[MA-VM-226]
Tragikomödie von Regensburg
Hier und da kann man mit einer erschreckenden Deutlichkeit das Possenspiel der Fortuna sehen, wie sie an wenig Tage, an Einen Ort, an die Zustände und Stimmungen Eines Kopfes das Seil der nächsten Jahrhunderte anknüpft, an dem sie diese tanzen lassen will. So liegt das Verhängniss der neueren deutschen Geschichte in den Tagen jener Disputation von Regensburg: der friedliche Ausgang der kirchlichen und sittlichen Dinge, ohne Religionskriege, Gegenreformation, schien gewährleistet, ebenso die Einheit der deutschen Nation; der tiefe, milde Sinn des Contarini schwebte einen Augenblick über dem theologischen Gezänk, siegreich, als Vertreter der reiferen italiänischen Frömmigkeit, welche die Morgenröthe der geistigen Freiheit auf ihren Schwingen wiederstrahlte.
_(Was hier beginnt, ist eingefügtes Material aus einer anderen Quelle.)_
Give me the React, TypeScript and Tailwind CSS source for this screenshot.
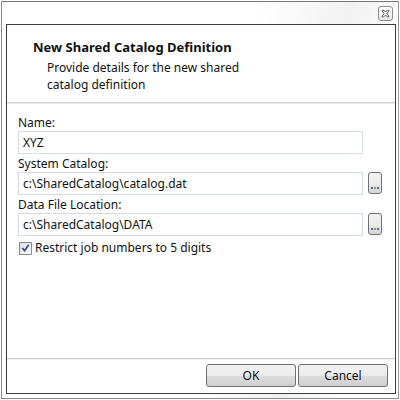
import React from "react";

const font = { fontFamily: '"Noto Sans", "Open Sans", sans-serif' };

function CloseButton() {
  return (
    <div className="w-[15px] h-[15px] rounded-[3px] border border-[#8d8d8d] bg-gradient-to-b from-[#ffffff] to-[#e6e6e6] flex items-center justify-center">
      <svg width="9" height="9" viewBox="0 0 9 9">
        <path
          d="M1 1.5 L2.5 1 L4.5 3 L6.5 1 L8 1.5 L6 4.5 L8 7.5 L6.5 8 L4.5 6 L2.5 8 L1 7.5 L3 4.5 Z"
          fill="#ffffff"
          stroke="#4b4b4b"
          strokeWidth="0.9"
          strokeLinejoin="round"
        />
      </svg>
    </div>
  );
}

function TextBox({ value }: { value: string }) {
  return (
    <div className="w-[345px] h-[23px] border border-[#d5dbe3] bg-white flex items-center pl-[4px] text-[12px] text-[#111111]">
      {value}
    </div>
  );
}

function BrowseButton() {
  return (
    <div className="ml-[5px] w-[14px] h-[22px] rounded-[3px] border border-[#707070] bg-gradient-to-b from-[#f3f3f3] via-[#ebebeb] to-[#d4d4d4] flex items-end justify-center pb-[4px]">
      <div className="flex gap-[1px]">
        <span className="w-[2px] h-[2px] bg-[#3d6fb6]" />
        <span className="w-[2px] h-[2px] bg-[#c08a2a]" />
        <span className="w-[2px] h-[2px] bg-[#3d6fb6]" />
      </div>
    </div>
  );
}

function Field({ label, value, browse }: { label: string; value: string; browse?: boolean }) {
  return (
    <div className="flex flex-col mb-[1px]">
      <div className="h-[17px] leading-[17px] text-[12px] text-[#111111]">{label}</div>
      <div className="flex items-start">
        <TextBox value={value} />
        {browse && <BrowseButton />}
      </div>
    </div>
  );
}

function DialogButton({ children }: { children: React.ReactNode }) {
  return (
    <div className="w-[90px] h-[23px] rounded-[3px] border border-[#707070] bg-[linear-gradient(to_bottom,#f2f2f2_0%,#ebebeb_50%,#dddddd_50%,#cfcfcf_100%)] flex items-center justify-center text-[12px] text-[#111111]">
      {children}
    </div>
  );
}

export default function App() {
  return (
    <div className="w-[400px] h-[400px] bg-white pt-[1px] pl-[1px]" style={font}>
      <div className="w-[398px] h-[398px] border border-t-[#767676] border-l-[#8a8a8a] border-r-[#9a9a9a] border-b-[#8a8a8a] bg-[linear-gradient(100deg,#ffffff_0%,#ffffff_55%,#f1f1f1_75%,#ffffff_90%)] flex flex-col">
        <div className="h-[22px] flex justify-end pt-[4px] pr-[5px]">
          <CloseButton />
        </div>
        <div className="ml-[4px] w-[390px] h-[370px] border border-[#3c3c3c] bg-white flex flex-col">
          <div className="h-[77px] pt-[14px]">
            <div className="pl-[26px] text-[13px] font-bold leading-[16px] text-[#111111]">
              New Shared Catalog Definition
            </div>
            <div className="pl-[40px] pt-[5px] text-[12px] leading-[16.5px] text-[#111111]">
              <div>Provide details for the new shared</div>
              <div>catalog definition</div>
            </div>
          </div>
          <div className="h-px bg-[#d0d0d0]" />
          <div className="h-px bg-[#ececec]" />
          <div className="flex-1 pl-[11px] pt-[10px]">
            <Field label="Name:" value="XYZ" />
            <Field label="System Catalog:" value="c:\SharedCatalog\catalog.dat" browse />
            <Field label="Data File Location:" value="c:\SharedCatalog\DATA" browse />
            <div className="flex items-center h-[16px] mt-[4px] pl-[1px] gap-[3px]">
              <div className="w-[13px] h-[13px] border border-[#8e8f8f] bg-gradient-to-br from-[#cfd4dc] to-[#f4f6f9] p-[1px]">
                <div className="w-full h-full bg-gradient-to-br from-[#dfe4ec] to-[#fbfcfd] flex items-center justify-center">
                  <svg width="10" height="10" viewBox="0 0 10 10">
                    <path d="M1.5 5 L4 8 L8.5 1.5" fill="none" stroke="#3b4f8f" strokeWidth="2" />
                  </svg>
                </div>
              </div>
              <span className="text-[12px] text-[#111111]">Restrict job numbers to 5 digits</span>
            </div>
          </div>
          <div className="h-px bg-[#d0d0d0]" />
          <div className="h-px bg-[#f0f0f0]" />
          <div className="h-[33px] flex justify-end items-start pt-[4px] pr-[7px] gap-[2px]">
            <DialogButton>OK</DialogButton>
            <DialogButton>Cancel</DialogButton>
          </div>
        </div>
      </div>
    </div>
  );
}
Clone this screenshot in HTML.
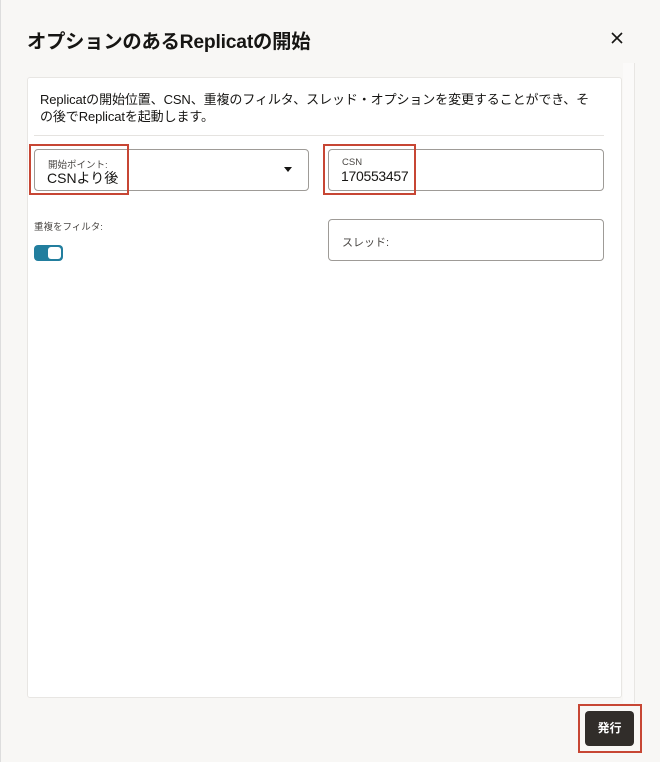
<!DOCTYPE html>
<html><head><meta charset="utf-8"><style>
*{box-sizing:border-box;margin:0;padding:0}
body{width:660px;height:762px;background:#f8f7f5;font-family:"Liberation Sans","Noto Sans CJK JP",sans-serif;color:#161513;position:relative;overflow:hidden}
.a{position:absolute}
.title{left:27px;top:26px;font-size:19.3px;font-weight:bold;letter-spacing:-0.2px}
.panel{left:27px;top:77px;width:595px;height:621px;background:#fff;border:1px solid #e8e6e3;border-radius:3px}
.desc{left:40px;top:91px;font-size:13px;line-height:17px;white-space:nowrap;letter-spacing:-0.1px}
.hr{left:34px;top:135px;width:570px;height:1px;background:#e5e3e0}
.fld{border:1px solid #9e9b97;border-radius:4px;background:#fff}
.lab{font-size:9.5px;color:#4a4744}
.val{font-size:14px}
.red{border:2.5px solid #c74634}
</style></head><body>
<div class="a" style="left:0;top:0;width:1px;height:762px;background:#ddd"></div>
<div class="a title">オプションのあるReplicatの開始</div>
<svg class="a" style="left:611px;top:32px" width="12" height="12" viewBox="0 0 12 12"><path d="M1 1L11 11M11 1L1 11" stroke="#161513" stroke-width="1.6"/></svg>
<div class="a" style="left:623px;top:63px;width:12px;height:640px;border-right:1px solid #e8e6e3;background:#fbfaf9"></div>
<div class="a panel"></div>
<div class="a desc">Replicatの開始位置、CSN、重複のフィルタ、スレッド・オプションを変更することができ、そ<br>の後でReplicatを起動します。</div>
<div class="a hr"></div>
<div class="a fld" style="left:34px;top:149px;width:275px;height:42px"></div>
<div class="a lab" style="left:48px;top:157px">開始ポイント:</div>
<div class="a val" style="left:47px;top:168px">CSNより後</div>
<div class="a" style="left:284px;top:167px;width:0;height:0;border-left:4px solid transparent;border-right:4px solid transparent;border-top:5px solid #161513"></div>
<div class="a red" style="left:29px;top:144px;width:100px;height:51px"></div>
<div class="a fld" style="left:328px;top:149px;width:276px;height:42px"></div>
<div class="a lab" style="left:342px;top:157px">CSN</div>
<div class="a val" style="left:341px;top:168px;letter-spacing:-0.3px">170553457</div>
<div class="a red" style="left:323px;top:144px;width:93px;height:51px"></div>
<div class="a lab" style="left:34px;top:219px">重複をフィルタ:</div>
<div class="a" style="left:34px;top:245px;width:29px;height:16px;border-radius:4px;background:#227e9e"></div>
<div class="a" style="left:48px;top:247px;width:13px;height:12px;border-radius:3px;background:#fff"></div>
<div class="a fld" style="left:328px;top:219px;width:276px;height:42px"></div>
<div class="a" style="left:342px;top:234px;font-size:11px;color:#4a4744">スレッド:</div>
<div class="a" style="left:585px;top:711px;width:49px;height:35px;background:#312d2a;border-radius:4px;color:#fff;font-size:12px;font-weight:bold;text-align:center;line-height:35px">発行</div>
<div class="a red" style="left:578px;top:704px;width:64px;height:49px"></div>
</body></html>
Aber der knöcherne Kopf Luther’s, voller Verdächtigungen und unheimlicher Aengste, sträubte sich: weil die Rechtfertigung durch die Gnade ihm als sein grösster Fund- und Wahlspruch erschien, glaubte er diesem Satze nicht im Munde von Italiänern: während diese ihn, wie es bekannt ist, schon viel früher gefunden und durch ganz Italien in tiefer Stille verbreitet hatten. Luther sah in dieser scheinbaren Uebereinstimmung die Tücken des Teufels, und verhinderte das Friedenswerk so gut er konnte: wodurch er die Absichten der Feinde des Reiches ein gutes Stück vorwärts brachte. — Und nun nehme man, um den Eindruck des schauerlich Possenhaften noch mehr zu haben, hinzu, dass keiner der Sätze, über welche man sich damals in Regensburg stritt, weder der von der Erbsünde, noch der von der Erlösung durch Stellvertretung, noch der von der Rechtfertigung im Glauben, irgendwie wahr ist, oder auch nur mit der Wahrheit zu thun hat, dass sie alle jetzt als undiscutirbar erkannt sind: — und doch wurde darüber die Welt in Flammen gesetzt, also über Meinungen, denen gar keine Dinge und Realitäten entsprechen; während in Betreff von rein philologischen Fragen, zum Beispiel nach der Erklärung der Einsetzungs-Worte des Abendmahls, doch wenigstens ein Streit erlaubt ist, weil hier die Wahrheit gesagt werden kann. Aber wo Nichts ist, da hat auch die Wahrheit ihr Recht verloren. — Zuletzt bleibt Nichts übrig zu sagen, als dass damals allerdings Kraftquellen entsprungen sind, so mächtig, dass ohne sie alle Mühlen der modernen Welt nicht mit gleicher Stärke getrieben würden. Und erst kommt es auf Kraft an, dann erst auf Wahrheit, oder auch dann noch lange nicht, — nicht wahr, meine lieben Zeitgemässen?